The holding of hands of lovers remains the eternal love expression. The clasping of the face at the time of that perfect kiss or the light touch of the back by your man as he introduces you to the rest of the world...is little short of euphoria.
Like for the blind man referred to above...his only solace is to take his fingers all around the face of his loved one, gently and slowly forming a mind picture beyond just imagination. In the complete darkness of the silent night, when the eyes cannot see and the nose cannot smell or the ears are shut to words and the mouth is just breathing deep....how well can just the touch then take you to the heights of rapture and fill every pore with a jubilation.

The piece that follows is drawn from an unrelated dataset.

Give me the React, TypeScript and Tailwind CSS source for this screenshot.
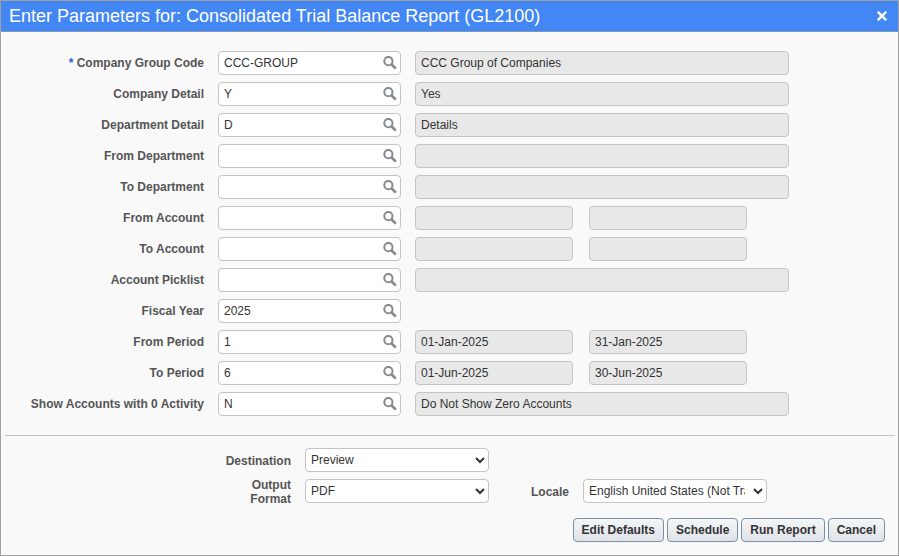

Intimacy that takes a relation a step further can only be achieved through the right usage of touch and feel.

While all of these remain at work to provide us with a visual and sensory ecstasy...the mind must be given its due for formulating these feelings into emotions...for receiving such notions without logic...for letting us be natural for a change, just as nature wanted us to be.
For not letting interpretations and translations intervene in our paths.
Also for letting us take the right action ahead to transmit and materialize these perceptions into a beautiful reality. Like it is said...there may not be a destination...but the journey is bloody damn good!